DNS resolver internals: what happens between the stub and the recursor

When somebody asks “how does DNS work” the canonical answer is the four-step diagram with the stub, recursor, root, and authoritative servers. That diagram is fine for a first introduction and basically wrong for everything that happens after.

Here’s what actually happens when your laptop resolves example.com.

The stub resolver

The stub on your laptop is not a recursor. It does almost no work. It sends a query — typically over UDP/53 — to whatever resolver is configured in /etc/resolv.conf or via DHCP. It sets the RD bit (recursion desired) and waits.

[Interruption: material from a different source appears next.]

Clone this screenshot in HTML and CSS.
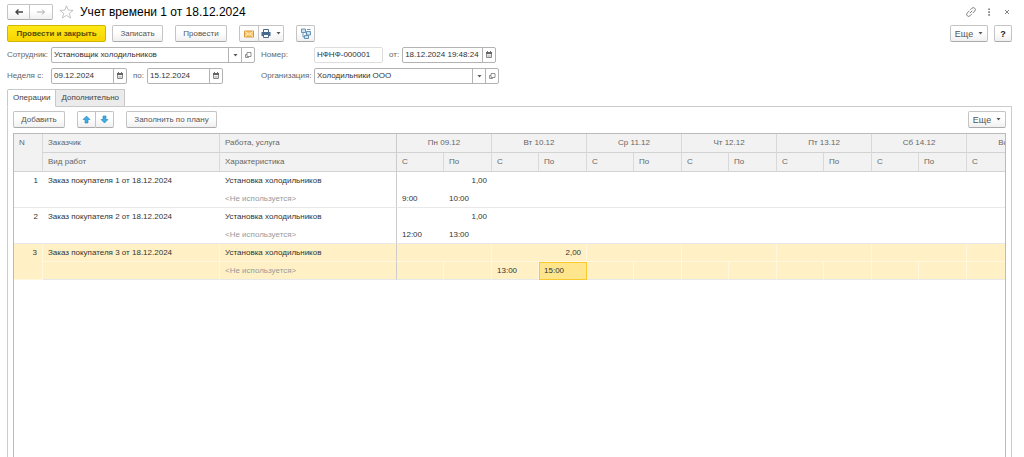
FILE: index.html
```html
<!DOCTYPE html>
<html lang="ru">
<head>
    <meta charset="utf-8">
    <title>Учет времени 1 от 18.12.2024</title>
    <meta name="viewport" content="width=device-width, initial-scale=1">
    <link rel="stylesheet" href="styles.css">
</head>
<body>
    <!-- shared icons -->
    <svg class="sprite" aria-hidden="true">
        <symbol id="i-cal" viewBox="0 0 8 8"><path d="M1.500 1.500h5v5h-5z" fill="#eee" stroke="#888"/><path d="M1 1h6v2H1z" fill="#666"/><path d="M2.500 0v1M5.500 0v1" stroke="#777"/><path d="M2.500 4.500h3M2.500 5.500h3" stroke="#aaa" stroke-width=".5"/></symbol>
        <symbol id="i-open" viewBox="0 0 8 8"><path d="M3 1.500h4v4H3zM3 3.500H1.500v3h3v-1" fill="none" stroke="#777" stroke-width=".8"/></symbol>
        <symbol id="i-down" viewBox="0 0 5 3"><path d="M.5 0h4L2.500 2.500z" fill="#555"/></symbol>
        <symbol id="i-arrow" viewBox="0 0 9 9"><path d="M4.500 1L8 4.500H6V8H3V4.500H1z" fill="#42ade2" stroke="#1b86bd" stroke-width=".6"/></symbol>
    </svg>

    <header class="title-bar">
        <div class="group">
            <button type="button" class="btn nav" aria-label="Назад"><svg width="10" height="8" viewBox="0 0 10 8"><path d="M9 4H2M4.500 1.500L2 4l2.500 2.500" fill="none" stroke="#444" stroke-width="1.400"/></svg></button>
            <button type="button" class="btn nav" aria-label="Вперед"><svg width="10" height="8" viewBox="0 0 10 8"><path d="M1 4H8.500M6 1.500L8.500 4 6 6.500" fill="none" stroke="#aaa"/></svg></button>
        </div>
        <svg class="star" width="15" height="14" viewBox="0 0 15 14"><path d="M7.500.8l1.700 4.300 4.900.3-3.800 3 1.300 4.600-4.100-2.600L3.400 13l1.300-4.600-3.800-3 4.900-.3z" fill="#fff" stroke="#aaa" stroke-width=".7"/></svg>
        <h1>Учет времени 1 от 18.12.2024</h1>
        <div class="window-tools">
            <button type="button" class="plain" aria-label="Ссылка"><svg width="10" height="10" viewBox="0 0 10 10"><g transform="rotate(-45 5 5)" fill="none" stroke="#777" stroke-width=".9"><path d="M4.800 3H1.700a2 2 0 0 0 0 4H4M5.200 7h3.100a2 2 0 0 0 0-4H6M3.200 5h3.600"/></g></svg></button>
            <button type="button" class="plain" aria-label="Меню"><svg width="10" height="10" viewBox="0 0 10 10"><path d="M4.300 1.500h1.600v1.600H4.300zM4.300 4.300h1.600v1.600H4.300zM4.300 7.100h1.600v1.600H4.300z" fill="#777"/></svg></button>
            <button type="button" class="plain" aria-label="Закрыть"><svg width="10" height="10" viewBox="0 0 10 10"><path d="M3 3l4 4M7 3l-4 4" stroke="#777" stroke-width=".9"/></svg></button>
        </div>
    </header>

    <div class="commands">
        <button type="button" class="btn primary">Провести и закрыть</button>
        <button type="button" class="btn write">Записать</button>
        <button type="button" class="btn post">Провести</button>
        <div class="group tools">
            <button type="button" class="btn mail" aria-label="Письмо"><svg width="10" height="8" viewBox="0 0 10 8"><path d="M.5 1h9v6h-9z" fill="#f8c66b" stroke="#d6973a"/><path d="M1 1.500l4 3 4-3M1 6.500l3-2.500M9 6.500L6 4" fill="none" stroke="#fff3cf" stroke-width=".8"/></svg></button>
            <button type="button" class="btn print" aria-label="Печать"><svg width="10" height="9" viewBox="0 0 10 9"><path d="M2.500.5h5v3h-5z" fill="#fff" stroke="#46698e"/><path d="M.5 3h9v4h-9z" fill="#46698e"/><path d="M2.500 5.500h5v3h-5z" fill="#fff" stroke="#46698e"/></svg><svg width="5" height="3"><use href="#i-down"/></svg></button>
        </div>
        <button type="button" class="btn struct" aria-label="Структура подчиненности"><svg width="10" height="11" viewBox="0 0 10 11"><path d="M.5 1h4v3.500h-4zM5.500 3.500h4V7h-4zM3.500 7.500h4v3h-4z" fill="#cde3f1" stroke="#4a7ea5" stroke-width=".8"/><path d="M6 1.500h3.500M2 5v4h1.500M4.500 5h1" fill="none" stroke="#4a7ea5" stroke-width=".8"/></svg></button>
        <button type="button" class="btn more">Еще <svg width="5" height="3"><use href="#i-down"/></svg></button>
        <button type="button" class="btn help">?</button>
    </div>

    <form class="form">
        <label for="employee">Сотрудник:</label>
        <div class="cell">
            <div class="field wide">
                <input type="text" id="employee" value="Установщик холодильников">
                <button type="button" aria-label="Выбрать"><svg width="5" height="3"><use href="#i-down"/></svg></button>
                <button type="button" aria-label="Открыть"><svg width="8" height="8"><use href="#i-open"/></svg></button>
            </div>
        </div>
        <label for="number">Номер:</label>
        <div class="cell">
            <div class="field number"><input type="text" id="number" value="НФНФ-000001"></div>
            <label for="date">от:</label>
            <div class="field datetime">
                <input type="text" id="date" value="18.12.2024 19:48:24">
                <button type="button" aria-label="Календарь"><svg width="8" height="8"><use href="#i-cal"/></svg></button>
            </div>
        </div>

        <label for="from">Неделя с:</label>
        <div class="cell">
            <div class="field date">
                <input type="text" id="from" value="09.12.2024">
                <button type="button" aria-label="Календарь"><svg width="8" height="8"><use href="#i-cal"/></svg></button>
            </div>
            <label for="to">по:</label>
            <div class="field date">
                <input type="text" id="to" value="15.12.2024">
                <button type="button" aria-label="Календарь"><svg width="8" height="8"><use href="#i-cal"/></svg></button>
            </div>
        </div>
        <label for="org">Организация:</label>
        <div class="cell">
            <div class="field org">
                <input type="text" id="org" value="Холодильники ООО">
                <button type="button" aria-label="Выбрать"><svg width="5" height="3"><use href="#i-down"/></svg></button>
                <button type="button" aria-label="Открыть"><svg width="8" height="8"><use href="#i-open"/></svg></button>
            </div>
        </div>
    </form>

    <div class="tabs" role="tablist">
        <button type="button" role="tab" class="tab active" aria-selected="true">Операции</button>
        <button type="button" role="tab" class="tab" aria-selected="false">Дополнительно</button>
    </div>

    <main class="panel">
        <div class="toolbar">
            <button type="button" class="btn add">Добавить</button>
            <div class="group">
                <button type="button" class="btn move" aria-label="Вверх"><svg width="9" height="9"><use href="#i-arrow"/></svg></button>
                <button type="button" class="btn move" aria-label="Вниз"><svg class="flip" width="9" height="9"><use href="#i-arrow"/></svg></button>
            </div>
            <button type="button" class="btn fill">Заполнить по плану</button>
            <button type="button" class="btn more">Еще <svg width="5" height="3"><use href="#i-down"/></svg></button>
        </div>

        <div class="grid">
            <table>
                <colgroup>
                    <col class="c-num"><col class="c-text"><col class="c-text">
                    <col class="c-from"><col class="c-to"><col class="c-from"><col class="c-to">
                    <col class="c-from"><col class="c-to"><col class="c-from"><col class="c-to">
                    <col class="c-from"><col class="c-to"><col class="c-from"><col class="c-to">
                    <col class="c-from"><col class="c-to">
                </colgroup>
                <thead>
                    <tr>
                        <th rowspan="2" class="n">N</th><th>Заказчик</th><th class="edge">Работа, услуга</th>
                        <th colspan="2" class="day">Пн 09.12</th><th colspan="2" class="day">Вт 10.12</th>
                        <th colspan="2" class="day">Ср 11.12</th><th colspan="2" class="day">Чт 12.12</th>
                        <th colspan="2" class="day">Пт 13.12</th><th colspan="2" class="day">Сб 14.12</th>
                        <th colspan="2" class="day">Вс 15.12</th>
                    </tr>
                    <tr>
                        <th>Вид работ</th><th class="edge">Характеристика</th>
                        <th>С</th><th>По</th><th>С</th><th>По</th><th>С</th><th>По</th><th>С</th><th>По</th>
                        <th>С</th><th>По</th><th>С</th><th>По</th><th>С</th><th>По</th>
                    </tr>
                </thead>
                <tbody>
                    <tr>
                        <td rowspan="2" class="n">1</td><td>Заказ покупателя 1 от 18.12.2024</td><td class="edge">Установка холодильников</td>
                        <td colspan="2" class="sum">1,00</td><td colspan="2"></td><td colspan="2"></td><td colspan="2"></td><td colspan="2"></td><td colspan="2"></td><td colspan="2"></td>
                    </tr>
                    <tr>
                        <td></td><td class="edge unused">&lt;Не используется&gt;</td>
                        <td>9:00</td><td>10:00</td><td></td><td></td><td></td><td></td><td></td><td></td><td></td><td></td><td></td><td></td><td></td><td></td>
                    </tr>
                </tbody>
                <tbody>
                    <tr>
                        <td rowspan="2" class="n">2</td><td>Заказ покупателя 2 от 18.12.2024</td><td class="edge">Установка холодильников</td>
                        <td colspan="2" class="sum">1,00</td><td colspan="2"></td><td colspan="2"></td><td colspan="2"></td><td colspan="2"></td><td colspan="2"></td><td colspan="2"></td>
                    </tr>
                    <tr>
                        <td></td><td class="edge unused">&lt;Не используется&gt;</td>
                        <td>12:00</td><td>13:00</td><td></td><td></td><td></td><td></td><td></td><td></td><td></td><td></td><td></td><td></td><td></td><td></td>
                    </tr>
                </tbody>
                <tbody class="selected">
                    <tr>
                        <td rowspan="2" class="n">3</td><td>Заказ покупателя 3 от 18.12.2024</td><td class="edge">Установка холодильников</td>
                        <td colspan="2"></td><td colspan="2" class="sum">2,00</td><td colspan="2"></td><td colspan="2"></td><td colspan="2"></td><td colspan="2"></td><td colspan="2"></td>
                    </tr>
                    <tr>
                        <td></td><td class="edge unused">&lt;Не используется&gt;</td>
                        <td></td><td></td><td>13:00</td><td class="current">15:00</td><td></td><td></td><td></td><td></td><td></td><td></td><td></td><td></td><td></td><td></td>
                    </tr>
                </tbody>
            </table>
        </div>
    </main>
</body>
</html>
```
FILE: styles.css
```css
* { box-sizing: border-box; }
body {
    margin: 0;
    padding: 4px 12px 0 7px;
    height: 100vh;
    display: flex;
    flex-direction: column;
    overflow: hidden;
    background: #fff;
    color: #333;
    font: 8px/10px "Liberation Sans", Arial, sans-serif;
}
button, input { font: inherit; color: inherit; margin: 0; }
svg { display: block; flex: none; }
.sprite { position: absolute; width: 0; height: 0; }

/* buttons */
.btn {
    display: flex;
    align-items: center;
    justify-content: center;
    gap: 5px;
    height: 17px;
    padding: 0;
    border: 1px solid #c4c4c4;
    border-bottom-color: #aaa;
    border-radius: 2px;
    background: linear-gradient(#fff 40%, #f0f0f0);
    color: #555;
    white-space: nowrap;
}
.group { display: flex; }
.group .btn:first-child { border-radius: 2px 0 0 2px; }
.group .btn:last-child { border-left: 0; border-radius: 0 2px 2px 0; }
.primary {
    width: 99px;
    border-color: #d0b400;
    background: linear-gradient(#ffe817, #f7d500);
    color: #594d00;
    font-weight: bold;
}
.plain { border: 0; padding: 0; background: none; }

/* title */
.title-bar { display: flex; align-items: center; height: 16px; margin-bottom: 5px; }
.nav { width: 23px; height: 16px; }
.star { margin: 0 6px; }
h1 { margin: 0; color: #000; font-size: 12px; line-height: 16px; font-weight: normal; }
.window-tools { display: flex; gap: 8px; margin-left: auto; }

.commands { display: flex; gap: 6px; margin-bottom: 5px; }
.write { width: 51px; }
.post { width: 52px; margin-left: 6px; }
.tools { margin: 0 6px; }
.mail { width: 20px; }
.print { width: 25px; }
.struct { width: 19px; }
.more { width: 38px; margin-left: auto; font-size: 9px; }
.help { width: 18px; color: #222; font-size: 9px; font-weight: bold; }

/* form */
.form {
    display: grid;
    grid-template-columns: 44px 210px 53px auto;
    justify-content: start;
    align-items: center;
    row-gap: 5px;
    margin-bottom: 5px;
    color: #666;
}
.form label { white-space: nowrap; }
.cell { display: flex; align-items: center; justify-content: flex-start; }
.cell label { padding: 0 3px 0 6px; }
.field { display: flex; height: 16px; border: 1px solid #b3b3b3; border-radius: 2px; color: #333; }
.field input { flex: 1; min-width: 0; border: 0; padding: 0 2px; background: none; outline: 0; }
.field button {
    display: flex;
    align-items: center;
    justify-content: center;
    width: 13px;
    padding: 0;
    border: 0;
    border-left: 1px solid #b3b3b3;
    background: none;
}
.wide { width: 204px; }
.number { width: 69px; border-color: #ddd; }
.datetime { width: 94px; }
.date { width: 76px; }
.org { width: 185px; }

/* tabs */
.tabs { display: flex; position: relative; margin-bottom: -1px; }
.tab { height: 18px; padding: 0 5px; border: 1px solid #c8c8c8; background: #ebebeb; color: #444; }
.tab + .tab { border-left: 0; }
.active { border-bottom-color: #fff; border-radius: 2px 0 0; background: #fff; }
.panel {
    flex: 1;
    min-height: 0;
    display: flex;
    flex-direction: column;
    padding: 4px 5px 0;
    border: solid #ccc;
    border-width: 1px 1px 0;
}
.toolbar { display: flex; gap: 12px; margin-bottom: 5px; }
.add { width: 52px; }
.move { width: 18px; }
.group .move:first-child { width: 19px; }
.fill { width: 91px; }
.flip { transform: rotate(180deg); }

/* table */
.grid { flex: 1; overflow: hidden; border: solid #bbb; border-width: 1px 1px 0; }
table { width: 1048px; table-layout: fixed; border-collapse: separate; border-spacing: 0; }
.c-num { width: 29px; }
.c-text { width: 177px; }
.c-from { width: 47px; }
.c-to { width: 48px; }
th, td { padding: 0 5px; text-align: left; white-space: nowrap; }
th {
    height: 19px;
    border-right: 1px solid #d9d9d9;
    border-bottom: 1px solid #d2d2d2;
    background: #f2f2f2;
    color: #666;
    font-weight: normal;
}
td { height: 18px; }
th.n { padding-top: 4px; vertical-align: top; }
td.n { padding-top: 4px; text-align: right; vertical-align: top; }
th.day { text-align: center; }
.edge { border-right: 1px solid #ccc; }
.sum { text-align: right; }
.unused { color: #999; }
tbody tr:last-child td, td.n { border-bottom: 1px solid #e8e8e8; }
.selected td { border-right: 1px solid #fff8df; border-bottom: 1px solid #fff8df; background: #fff1c5; }
.selected td.edge { border-right-color: #ccc; }
.selected td.current { border: 1px solid #f9c92e; background: #ffe68d; padding-left: 4px; }
```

If the response doesn’t fit in a UDP datagram, the stub retries over TCP/53. This used to be rare. With DNSSEC signatures and large TXT records (SPF, DKIM, verification tokens), it’s not rare anymore. If your firewall blocks DNS over TCP, you have already broken DNS for half the internet.

The recursor

The recursor — your ISP’s, Cloudflare’s 1.1.1.1, your home Pi-hole — is where the actual work happens. It does not just forward the query. It walks the delegation chain.

For an uncached example.com:

Query the root for .com — gets back a.gtld-servers.net and friends
Query a .com server for example.com — gets back the authoritative servers for example.com
Query an authoritative server for example.com A — gets the actual answer

Each step caches based on TTL. The recursor’s job is essentially “minimize the work for next time.”

What the diagram skips

Several things that matter operationally:

Glue records. When .com returns ns1.example.com as the authoritative server for example.com, that’s circular — you can’t resolve ns1.example.com without already having example.com’s nameservers. The TLD server includes a glue record (the IP of ns1.example.com) in the additional section to break the loop.

Out-of-bailiwick glue. If example.com uses ns1.example.org as a nameserver, that’s out-of-bailiwick. The TLD won’t include glue, and the recursor has to go resolve example.org’s nameservers separately. This is slower and more failure-prone.

Negative caching. When you query nonexistent.example.com and the authoritative says NXDOMAIN, the recursor caches the negative answer based on the SOA’s minimum TTL. Bad SOA configuration leads to long-lived negative caches and slow recovery from typos in zone files.

EDNS. The original DNS protocol allowed only 512-byte UDP responses. EDNS0 (RFC 6891) extended this to 4096 bytes by advertising the maximum size in an OPT record. Without EDNS, DNSSEC doesn’t work over UDP. Most middleboxes handle EDNS correctly now. Some don’t.

Practical consequences

If you’re operating DNS, the model that matters is:

TTL is the only mechanism for cache invalidation. There is no purge button. Plan TTL changes hours in advance.
Negative caching is real. Lower the SOA minimum TTL during active development.
Don’t put DNS on the same path as the service it serves. If example.com’s nameserver IS example.com, you have created a hard dependency loop.
TCP fallback works only if your network allows it. Test with dig +tcp.

The diagram is fine. The footnotes are where the bugs live.